The Smart Power Industrial Alliance (SPIA) is calling for a level playing field for central and decentralised energy systems.
The biggest disruption caused by any future energy system will be borne by distributed network operators, which will need to harness a much more fluid relationship between consumer, local generator and grid.
Leading trade bodies from the renewables sector — including the Solar Trade Association, Energy UK, the Electricity Storage Network, Renewable UK, Scottish Renewables, the Energy Networks Association and the Renewables Energy Association — have grouped together to create "an industry-wide consensus" to help promote its cause to government.
Alongside the system operator National Grid, it plans to deliver smart power solutions across the electricity industry with five joint aims.
Its core focus is on consumers benefiting from the smart transition, with professor Goran Strbac, from Imperial College, positioned as its expert adviser on smart power.

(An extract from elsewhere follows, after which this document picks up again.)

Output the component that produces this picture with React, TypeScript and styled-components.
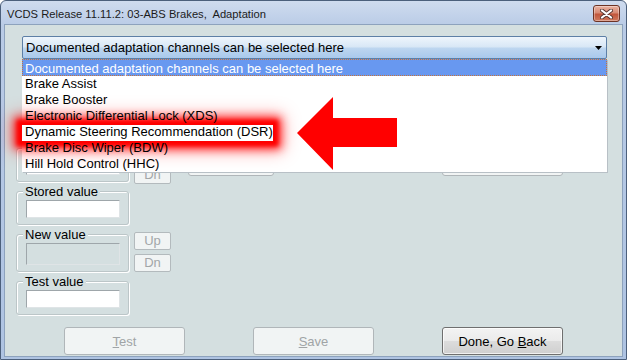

SPIA wants to facilitate the creation of new markets to allow innovative, flexible technologies to compete on fair and equal terms with established technologies. This includes the digital and data sectors, too.
It also agrees to take a whole-system approach to smart energy and will develop incentives for the heat, transport and power sectors to work together to deliver decarbonisation "at the best value to consumers".

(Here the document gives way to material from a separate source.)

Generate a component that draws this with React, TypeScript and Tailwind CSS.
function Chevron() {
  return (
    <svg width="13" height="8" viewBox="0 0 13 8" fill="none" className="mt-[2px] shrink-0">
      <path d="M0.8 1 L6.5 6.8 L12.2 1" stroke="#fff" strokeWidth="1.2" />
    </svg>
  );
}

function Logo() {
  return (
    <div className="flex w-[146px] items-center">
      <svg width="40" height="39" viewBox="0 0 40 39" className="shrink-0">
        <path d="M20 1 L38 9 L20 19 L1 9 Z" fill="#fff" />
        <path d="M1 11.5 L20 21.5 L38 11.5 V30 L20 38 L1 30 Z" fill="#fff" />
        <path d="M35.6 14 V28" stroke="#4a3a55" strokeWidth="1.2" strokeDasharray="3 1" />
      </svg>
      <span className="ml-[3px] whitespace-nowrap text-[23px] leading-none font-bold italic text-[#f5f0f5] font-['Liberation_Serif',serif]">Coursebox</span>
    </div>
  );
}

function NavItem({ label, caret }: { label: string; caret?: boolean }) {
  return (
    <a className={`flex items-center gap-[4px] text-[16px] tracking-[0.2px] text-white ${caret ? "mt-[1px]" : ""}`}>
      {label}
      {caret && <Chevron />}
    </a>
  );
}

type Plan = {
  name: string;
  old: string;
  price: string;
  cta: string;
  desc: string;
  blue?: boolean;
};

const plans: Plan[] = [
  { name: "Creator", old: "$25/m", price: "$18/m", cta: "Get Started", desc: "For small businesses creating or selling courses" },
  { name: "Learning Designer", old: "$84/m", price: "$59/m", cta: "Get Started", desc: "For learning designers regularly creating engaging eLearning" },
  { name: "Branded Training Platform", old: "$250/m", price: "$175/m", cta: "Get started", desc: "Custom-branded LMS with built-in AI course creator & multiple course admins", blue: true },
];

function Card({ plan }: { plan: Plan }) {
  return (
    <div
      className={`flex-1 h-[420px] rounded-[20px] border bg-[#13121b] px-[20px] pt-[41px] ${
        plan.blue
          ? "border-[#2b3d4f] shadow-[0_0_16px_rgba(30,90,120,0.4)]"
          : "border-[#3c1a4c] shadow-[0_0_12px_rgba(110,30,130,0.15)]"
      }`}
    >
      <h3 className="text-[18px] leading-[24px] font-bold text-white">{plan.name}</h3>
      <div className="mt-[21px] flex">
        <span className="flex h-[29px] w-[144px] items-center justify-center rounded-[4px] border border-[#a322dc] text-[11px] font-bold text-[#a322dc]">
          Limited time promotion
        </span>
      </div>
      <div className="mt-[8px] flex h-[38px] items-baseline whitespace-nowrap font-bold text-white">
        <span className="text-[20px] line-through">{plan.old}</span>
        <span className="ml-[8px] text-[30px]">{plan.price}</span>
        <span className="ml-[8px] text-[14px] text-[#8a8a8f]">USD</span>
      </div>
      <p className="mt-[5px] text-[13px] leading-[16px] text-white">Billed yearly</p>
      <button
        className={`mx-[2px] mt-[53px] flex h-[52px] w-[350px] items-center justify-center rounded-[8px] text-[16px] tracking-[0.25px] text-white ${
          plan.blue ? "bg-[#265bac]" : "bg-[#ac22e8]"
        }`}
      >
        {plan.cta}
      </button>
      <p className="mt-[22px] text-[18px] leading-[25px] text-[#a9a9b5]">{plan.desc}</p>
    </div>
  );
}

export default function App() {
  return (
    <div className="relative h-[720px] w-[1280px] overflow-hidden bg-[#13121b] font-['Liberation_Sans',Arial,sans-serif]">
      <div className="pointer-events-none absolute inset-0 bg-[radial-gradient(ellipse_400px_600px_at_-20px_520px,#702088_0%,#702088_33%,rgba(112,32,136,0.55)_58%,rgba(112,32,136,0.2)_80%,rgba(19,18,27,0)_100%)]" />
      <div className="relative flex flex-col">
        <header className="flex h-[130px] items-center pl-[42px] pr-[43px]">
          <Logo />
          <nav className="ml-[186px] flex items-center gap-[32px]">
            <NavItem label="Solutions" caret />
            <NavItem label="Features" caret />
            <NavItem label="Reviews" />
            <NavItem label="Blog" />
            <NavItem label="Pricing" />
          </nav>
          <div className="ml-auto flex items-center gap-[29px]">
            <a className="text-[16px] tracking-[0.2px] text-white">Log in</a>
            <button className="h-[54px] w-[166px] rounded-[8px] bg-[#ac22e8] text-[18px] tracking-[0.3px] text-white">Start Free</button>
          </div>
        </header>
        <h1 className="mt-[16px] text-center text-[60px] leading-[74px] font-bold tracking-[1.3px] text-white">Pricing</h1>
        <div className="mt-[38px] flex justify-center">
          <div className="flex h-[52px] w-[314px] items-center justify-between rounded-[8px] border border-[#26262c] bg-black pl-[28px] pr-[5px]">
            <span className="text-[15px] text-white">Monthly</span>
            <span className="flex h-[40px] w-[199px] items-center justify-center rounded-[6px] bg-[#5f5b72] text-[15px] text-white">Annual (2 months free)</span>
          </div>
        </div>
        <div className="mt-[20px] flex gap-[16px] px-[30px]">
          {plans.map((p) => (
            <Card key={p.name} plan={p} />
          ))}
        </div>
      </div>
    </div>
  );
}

Its fourth aim is to accelerate the smart power transition and provide consistent policy and regulatory direction in line with the government's carbon objectives, with the knock-on effect of boosting investor confidence.
Finally, it hopes to make smart power central to its industrial strategy, incentivising key sectors to invest in smart technologies and maximise the benefits for the UK economy globally.
Changes for the future of the grid are already underway with the separation of the National Grid's electricity and transmission functions announced in January.